> _WHAT THE EXERCISE ASKS_:
From the entries below, list each line with "this".

Records from a data collection:
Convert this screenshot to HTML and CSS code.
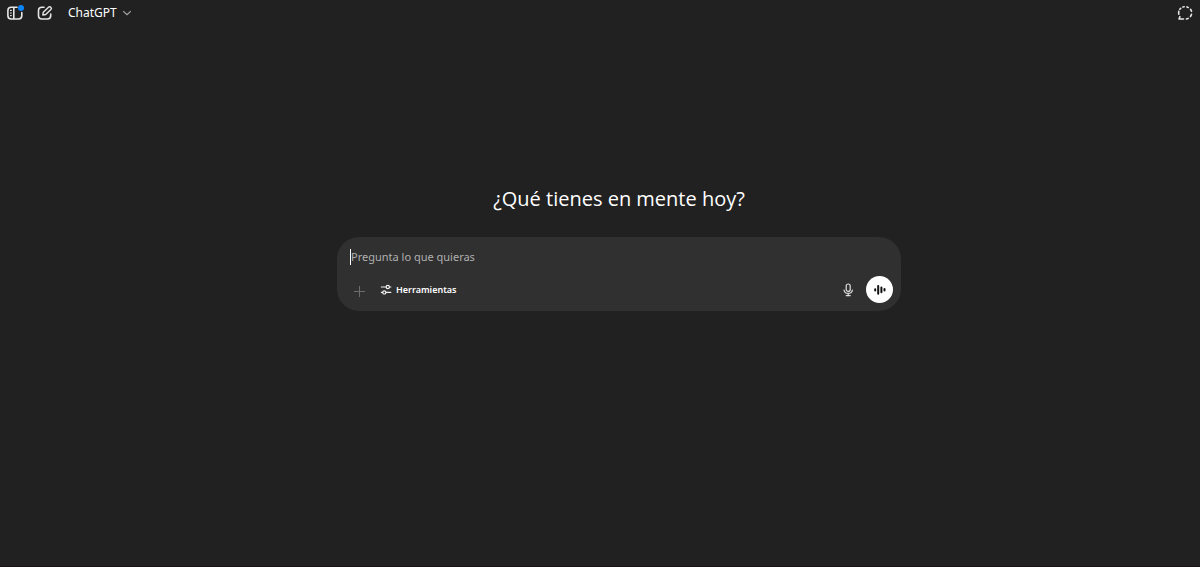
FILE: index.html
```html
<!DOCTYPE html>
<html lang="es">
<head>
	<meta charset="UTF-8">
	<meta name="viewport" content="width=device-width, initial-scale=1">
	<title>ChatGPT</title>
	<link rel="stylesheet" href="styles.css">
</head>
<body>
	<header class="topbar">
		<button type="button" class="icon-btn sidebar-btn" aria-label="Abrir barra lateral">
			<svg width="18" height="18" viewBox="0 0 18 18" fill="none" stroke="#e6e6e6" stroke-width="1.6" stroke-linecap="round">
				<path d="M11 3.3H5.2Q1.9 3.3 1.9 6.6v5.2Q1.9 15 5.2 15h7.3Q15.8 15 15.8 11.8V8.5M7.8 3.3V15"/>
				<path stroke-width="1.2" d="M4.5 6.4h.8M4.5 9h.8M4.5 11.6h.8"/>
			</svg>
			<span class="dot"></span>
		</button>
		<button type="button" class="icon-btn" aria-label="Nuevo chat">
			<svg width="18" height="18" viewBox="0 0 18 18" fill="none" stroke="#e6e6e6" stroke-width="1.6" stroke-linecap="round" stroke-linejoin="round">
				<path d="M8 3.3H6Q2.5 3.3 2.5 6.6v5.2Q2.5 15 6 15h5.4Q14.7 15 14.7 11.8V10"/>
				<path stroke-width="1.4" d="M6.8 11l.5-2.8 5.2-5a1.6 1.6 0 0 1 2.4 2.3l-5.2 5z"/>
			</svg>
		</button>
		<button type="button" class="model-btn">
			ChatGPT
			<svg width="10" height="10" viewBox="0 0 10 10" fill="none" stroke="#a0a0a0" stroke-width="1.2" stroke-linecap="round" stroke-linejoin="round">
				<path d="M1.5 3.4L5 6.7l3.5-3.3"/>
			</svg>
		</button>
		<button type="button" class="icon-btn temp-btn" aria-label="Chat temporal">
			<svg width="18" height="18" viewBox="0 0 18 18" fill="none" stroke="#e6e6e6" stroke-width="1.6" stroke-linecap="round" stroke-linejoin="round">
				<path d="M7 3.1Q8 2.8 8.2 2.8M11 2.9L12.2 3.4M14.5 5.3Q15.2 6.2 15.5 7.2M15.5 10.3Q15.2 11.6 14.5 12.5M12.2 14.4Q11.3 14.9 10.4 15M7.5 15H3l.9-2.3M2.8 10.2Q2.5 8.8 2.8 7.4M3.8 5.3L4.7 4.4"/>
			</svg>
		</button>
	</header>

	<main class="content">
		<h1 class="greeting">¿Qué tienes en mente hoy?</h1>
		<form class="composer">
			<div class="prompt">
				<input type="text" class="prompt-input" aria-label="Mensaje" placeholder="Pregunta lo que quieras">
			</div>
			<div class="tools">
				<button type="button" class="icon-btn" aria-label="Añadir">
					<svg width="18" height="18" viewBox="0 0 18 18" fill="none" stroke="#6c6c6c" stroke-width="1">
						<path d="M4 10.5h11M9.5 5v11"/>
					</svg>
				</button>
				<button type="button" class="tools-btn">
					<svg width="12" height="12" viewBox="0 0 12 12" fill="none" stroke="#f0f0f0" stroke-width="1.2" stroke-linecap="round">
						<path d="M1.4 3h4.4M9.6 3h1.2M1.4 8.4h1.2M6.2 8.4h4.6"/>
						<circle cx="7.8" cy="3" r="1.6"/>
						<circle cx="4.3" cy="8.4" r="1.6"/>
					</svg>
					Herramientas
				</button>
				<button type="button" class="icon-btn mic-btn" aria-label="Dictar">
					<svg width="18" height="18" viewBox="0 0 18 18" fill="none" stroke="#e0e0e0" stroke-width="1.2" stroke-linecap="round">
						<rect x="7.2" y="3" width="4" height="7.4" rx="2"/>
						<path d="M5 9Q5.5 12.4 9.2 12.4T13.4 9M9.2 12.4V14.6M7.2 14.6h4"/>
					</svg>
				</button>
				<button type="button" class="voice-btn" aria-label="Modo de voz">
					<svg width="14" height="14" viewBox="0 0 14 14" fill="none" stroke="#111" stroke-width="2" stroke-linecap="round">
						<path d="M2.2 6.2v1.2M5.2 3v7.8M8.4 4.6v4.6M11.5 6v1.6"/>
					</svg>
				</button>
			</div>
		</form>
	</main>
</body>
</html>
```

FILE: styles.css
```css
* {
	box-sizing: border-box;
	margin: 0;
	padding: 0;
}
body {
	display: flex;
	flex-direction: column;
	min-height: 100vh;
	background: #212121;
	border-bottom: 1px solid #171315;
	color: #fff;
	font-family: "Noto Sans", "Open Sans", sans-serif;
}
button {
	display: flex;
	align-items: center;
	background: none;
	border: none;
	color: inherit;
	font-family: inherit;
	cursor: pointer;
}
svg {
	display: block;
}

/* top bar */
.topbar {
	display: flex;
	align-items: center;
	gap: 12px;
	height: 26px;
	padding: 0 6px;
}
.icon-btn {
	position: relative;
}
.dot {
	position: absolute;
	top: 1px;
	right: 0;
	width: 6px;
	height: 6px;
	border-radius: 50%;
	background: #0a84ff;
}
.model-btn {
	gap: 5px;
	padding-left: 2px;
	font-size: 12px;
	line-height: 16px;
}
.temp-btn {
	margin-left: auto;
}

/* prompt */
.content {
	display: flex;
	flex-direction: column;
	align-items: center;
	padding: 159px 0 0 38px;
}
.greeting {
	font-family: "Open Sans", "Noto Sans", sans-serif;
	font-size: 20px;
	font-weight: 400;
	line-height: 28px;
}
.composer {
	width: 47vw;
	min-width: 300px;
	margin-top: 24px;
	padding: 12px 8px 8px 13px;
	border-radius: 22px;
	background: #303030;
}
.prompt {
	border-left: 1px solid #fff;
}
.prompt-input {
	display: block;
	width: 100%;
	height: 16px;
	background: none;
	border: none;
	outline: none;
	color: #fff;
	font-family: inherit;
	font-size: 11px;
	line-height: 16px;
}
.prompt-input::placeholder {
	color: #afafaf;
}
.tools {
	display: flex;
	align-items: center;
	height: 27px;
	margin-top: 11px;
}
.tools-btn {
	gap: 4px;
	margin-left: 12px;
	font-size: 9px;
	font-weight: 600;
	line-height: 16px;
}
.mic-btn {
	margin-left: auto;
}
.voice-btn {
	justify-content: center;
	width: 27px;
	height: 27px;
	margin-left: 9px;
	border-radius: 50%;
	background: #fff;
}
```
---
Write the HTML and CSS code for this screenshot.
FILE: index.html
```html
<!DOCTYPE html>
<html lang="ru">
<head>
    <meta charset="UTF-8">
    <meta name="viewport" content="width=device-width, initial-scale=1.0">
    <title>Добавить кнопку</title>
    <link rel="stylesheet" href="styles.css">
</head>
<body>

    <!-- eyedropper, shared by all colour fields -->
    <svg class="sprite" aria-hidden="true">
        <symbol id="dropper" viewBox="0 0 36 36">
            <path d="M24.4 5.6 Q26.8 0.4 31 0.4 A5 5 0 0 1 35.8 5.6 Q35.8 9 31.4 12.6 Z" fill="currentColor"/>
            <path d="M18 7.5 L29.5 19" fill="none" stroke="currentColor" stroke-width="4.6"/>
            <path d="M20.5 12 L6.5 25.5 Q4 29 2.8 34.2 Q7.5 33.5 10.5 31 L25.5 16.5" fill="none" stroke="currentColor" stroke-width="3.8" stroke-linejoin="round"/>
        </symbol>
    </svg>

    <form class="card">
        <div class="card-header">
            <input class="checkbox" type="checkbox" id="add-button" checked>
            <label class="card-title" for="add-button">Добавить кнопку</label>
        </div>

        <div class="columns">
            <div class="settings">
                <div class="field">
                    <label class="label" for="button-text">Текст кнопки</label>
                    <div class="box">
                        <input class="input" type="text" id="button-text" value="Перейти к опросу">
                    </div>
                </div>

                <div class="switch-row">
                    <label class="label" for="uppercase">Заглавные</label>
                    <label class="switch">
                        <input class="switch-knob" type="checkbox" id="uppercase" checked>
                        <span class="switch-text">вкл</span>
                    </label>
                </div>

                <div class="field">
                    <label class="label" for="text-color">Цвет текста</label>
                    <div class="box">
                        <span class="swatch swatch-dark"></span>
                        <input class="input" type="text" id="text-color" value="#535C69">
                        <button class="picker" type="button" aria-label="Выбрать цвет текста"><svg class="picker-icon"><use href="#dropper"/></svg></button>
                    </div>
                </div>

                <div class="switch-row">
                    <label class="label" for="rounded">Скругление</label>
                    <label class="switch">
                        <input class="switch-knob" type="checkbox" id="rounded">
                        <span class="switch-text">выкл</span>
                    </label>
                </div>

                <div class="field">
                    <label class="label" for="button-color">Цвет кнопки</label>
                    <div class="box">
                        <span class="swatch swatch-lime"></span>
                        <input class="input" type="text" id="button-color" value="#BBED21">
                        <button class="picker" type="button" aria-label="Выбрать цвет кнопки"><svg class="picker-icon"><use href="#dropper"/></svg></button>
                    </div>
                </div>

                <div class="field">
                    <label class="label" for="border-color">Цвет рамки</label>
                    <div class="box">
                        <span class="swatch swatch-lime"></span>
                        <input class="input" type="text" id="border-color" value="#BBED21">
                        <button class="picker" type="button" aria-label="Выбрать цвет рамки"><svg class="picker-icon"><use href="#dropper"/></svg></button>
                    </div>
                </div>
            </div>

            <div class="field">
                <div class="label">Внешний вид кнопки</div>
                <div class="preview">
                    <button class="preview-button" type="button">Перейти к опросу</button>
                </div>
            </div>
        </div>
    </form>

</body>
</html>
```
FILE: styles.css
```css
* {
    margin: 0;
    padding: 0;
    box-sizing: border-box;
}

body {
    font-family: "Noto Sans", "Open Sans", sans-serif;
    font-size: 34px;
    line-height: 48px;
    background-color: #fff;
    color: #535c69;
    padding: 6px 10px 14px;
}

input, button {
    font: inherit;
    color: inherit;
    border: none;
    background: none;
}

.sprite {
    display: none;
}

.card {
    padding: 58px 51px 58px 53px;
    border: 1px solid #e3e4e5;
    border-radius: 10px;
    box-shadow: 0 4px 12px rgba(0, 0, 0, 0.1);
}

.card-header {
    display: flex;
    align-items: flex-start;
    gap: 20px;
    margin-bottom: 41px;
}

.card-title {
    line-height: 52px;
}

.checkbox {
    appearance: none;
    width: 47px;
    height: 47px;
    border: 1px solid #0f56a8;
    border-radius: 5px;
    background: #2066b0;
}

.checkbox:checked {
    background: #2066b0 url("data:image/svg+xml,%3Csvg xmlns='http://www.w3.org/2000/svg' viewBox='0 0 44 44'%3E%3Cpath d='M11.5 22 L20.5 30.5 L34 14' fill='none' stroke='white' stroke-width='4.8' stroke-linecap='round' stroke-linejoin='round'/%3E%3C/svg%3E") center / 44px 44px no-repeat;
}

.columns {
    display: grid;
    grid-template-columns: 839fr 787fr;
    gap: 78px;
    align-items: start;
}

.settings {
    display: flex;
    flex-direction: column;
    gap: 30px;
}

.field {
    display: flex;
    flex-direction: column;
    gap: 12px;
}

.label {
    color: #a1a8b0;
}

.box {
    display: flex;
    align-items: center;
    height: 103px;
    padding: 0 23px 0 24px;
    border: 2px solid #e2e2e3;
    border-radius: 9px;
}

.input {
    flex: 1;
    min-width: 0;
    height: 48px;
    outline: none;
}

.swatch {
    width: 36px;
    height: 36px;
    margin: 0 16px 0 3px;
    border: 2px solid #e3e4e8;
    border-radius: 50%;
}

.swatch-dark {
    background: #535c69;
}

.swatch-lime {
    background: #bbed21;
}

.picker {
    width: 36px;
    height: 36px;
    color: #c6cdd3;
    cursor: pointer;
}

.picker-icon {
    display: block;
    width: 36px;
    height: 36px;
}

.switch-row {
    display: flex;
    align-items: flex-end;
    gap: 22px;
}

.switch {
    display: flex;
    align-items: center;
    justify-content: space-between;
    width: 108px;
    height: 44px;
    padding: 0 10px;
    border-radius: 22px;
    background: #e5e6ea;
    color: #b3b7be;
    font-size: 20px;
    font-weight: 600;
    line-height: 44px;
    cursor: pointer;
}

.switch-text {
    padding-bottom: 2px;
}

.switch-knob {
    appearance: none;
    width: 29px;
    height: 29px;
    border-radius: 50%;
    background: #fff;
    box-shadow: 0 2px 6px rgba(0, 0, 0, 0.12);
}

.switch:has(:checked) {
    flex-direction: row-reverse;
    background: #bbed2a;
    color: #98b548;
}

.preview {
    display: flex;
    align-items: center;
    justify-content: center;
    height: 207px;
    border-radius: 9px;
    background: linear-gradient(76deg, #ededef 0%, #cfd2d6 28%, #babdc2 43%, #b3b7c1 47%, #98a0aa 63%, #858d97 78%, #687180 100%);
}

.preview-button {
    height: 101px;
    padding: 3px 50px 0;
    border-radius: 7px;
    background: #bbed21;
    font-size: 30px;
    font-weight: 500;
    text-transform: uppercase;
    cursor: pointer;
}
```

> _WRITTEN ANSWER_:
Convert this screenshot to HTML and CSS code.
Write the HTML and CSS code for this screenshot.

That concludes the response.